The universal theme upon which all languages are based -- written, spoken, sign, Braille, or finger-spelling -- and the innate ability to acquire language with all its subtle, complex qualities may exist within and operate through a nonphysical medium. One possibility is biologist Rupert Sheldrake's morphic field theory: that fields of intelligent energy, "an inherent memory in nature," are used to record and transmit mental, behavioral, social, and cultural ideas from one generation to another, a process Sheldrake calls morphic resonance. This idea relates to the archetypes in C. G. Jung's theory of the collective unconscious. These archetypes are closely connected to our impulse to try to understand and learn, as they form the foundations not only of the physical world but also of our mental and emotional worlds. Collectively these living symbols may also form the vibration from the "keynote of truth" struck millions of years ago into the mind of mankind by higher intelligent forces overseeing the early stages of human development, as mentioned in The Mahatma Letters to A. P. Sinnett.
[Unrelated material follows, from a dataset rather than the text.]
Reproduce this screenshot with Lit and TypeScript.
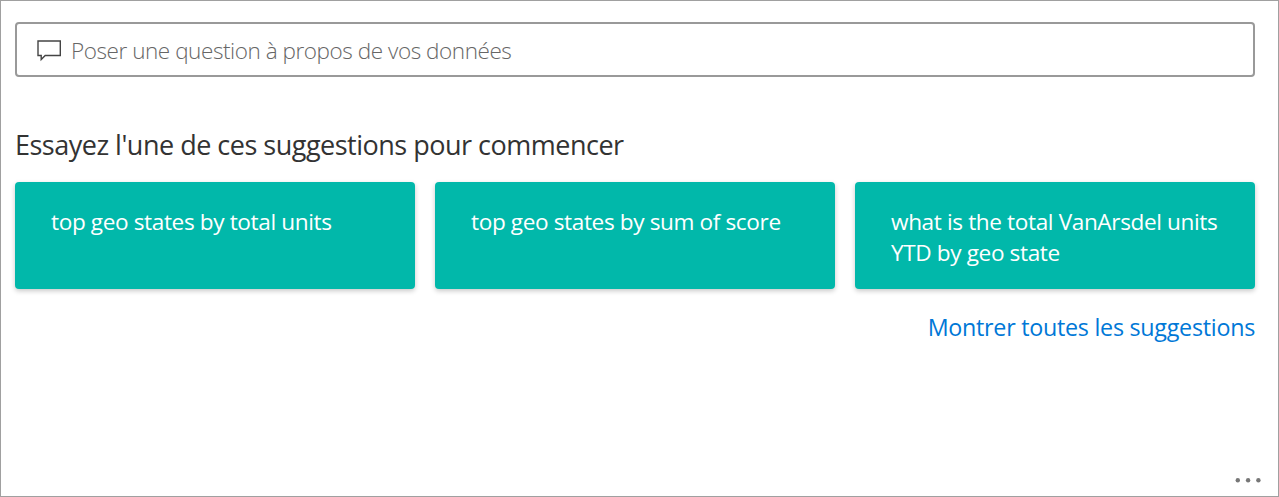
import { LitElement, html, css } from "lit";
import { customElement, property } from "lit/decorators.js";

@customElement("suggestion-card")
class SuggestionCard extends LitElement {
  @property() label = "";

  static styles = css`
    :host {
      display: block;
      box-sizing: border-box;
      height: 107px;
      padding: 24px 36px 0;
      border-radius: 4px;
      background: #01b8aa;
      box-shadow: 0 2px 5px rgba(0, 0, 0, 0.22);
      color: #fff;
      font-size: 22.6px;
      letter-spacing: -0.38px;
      line-height: 31px;
      cursor: pointer;
    }
    .label {
      white-space: pre;
    }
  `;

  render() {
    return html`<span class="label">${this.label}</span>`;
  }
}

@customElement("app-root")
class AppRoot extends LitElement {
  private suggestions = [
    "top geo states by total units",
    "top geo states by sum of score",
    "what is the total VanArsdel units\nYTD by geo state",
  ];

  static styles = css`
    :host {
      display: flex;
      flex-direction: column;
      box-sizing: border-box;
      height: 100vh;
      padding: 21px 23px 0 14px;
      border: 1px solid #a0a0a0;
      background: #fff;
      font-family: "Open Sans", "Noto Sans", sans-serif;
      white-space: nowrap;
    }
    .ask {
      display: flex;
      align-items: center;
      box-sizing: border-box;
      height: 55px;
      padding-left: 20px;
      border: 2px solid #999;
      border-radius: 4px;
      color: #666;
      font-size: 22.5px;
      font-weight: 300;
      letter-spacing: -0.44px;
    }
    .bubble {
      width: 26px;
      height: 24px;
      margin-right: 8px;
    }
    .prompt {
      padding-top: 2px;
    }
    .title {
      margin: 49px 0 0;
      height: 56px;
      color: #333;
      font-size: 27px;
      font-weight: 400;
      letter-spacing: -0.5px;
      line-height: 38px;
    }
    .cards {
      display: grid;
      grid-template-columns: repeat(3, 400px);
      gap: 20px;
    }
    .all {
      align-self: flex-end;
      margin-top: 21px;
      color: #0078d7;
      font-size: 23.3px;
      letter-spacing: -0.27px;
      line-height: 34px;
    }
    .more {
      align-self: flex-end;
      width: 28px;
      height: 6px;
      margin: auto -8px 13px 0;
    }
  `;

  render() {
    return html`
      <div class="ask">
        <svg class="bubble" viewBox="0 0 26 24" fill="none" stroke="#444" stroke-width="1.4">
          <path d="M1 3H23.3V17.5H8.2L4.2 21.6V17.5H1Z" />
        </svg>
        <span class="prompt">Poser une question à propos de vos données</span>
      </div>
      <h1 class="title">Essayez l'une de ces suggestions pour commencer</h1>
      <div class="cards">
        ${this.suggestions.map((s) => html`<suggestion-card .label=${s}></suggestion-card>`)}
      </div>
      <a class="all">Montrer toutes les suggestions</a>
      <svg class="more" viewBox="0 0 28 6" fill="#777">
        <circle cx="2.8" cy="3.2" r="2.2" />
        <circle cx="13.1" cy="3.2" r="2.2" />
        <circle cx="23.4" cy="3.2" r="2.2" />
      </svg>
    `;
  }
}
Theosophy holds that thoughts are entities with rudimentary intelligence which naturally reside within a vast mental repository, sometimes called the astral light, surrounding and interpenetrating our planet. As far as our physical, mental, and emotional growth is concerned, including language acquisition, we have karmic tendencies, individually and as a humanity, closely tied to attributes from former lives and influences within the astral light which determine general as well as more specialized strands of our development. The rapidity and rationale of our first language acquisition, therefore, may be an unconscious remembering or "downloading" of the language qualities we have learned as a species since the foundations of language were originally laid down within the astral light by the earliest humanity, all the way through to the grammar used by each of us in our last incarnation.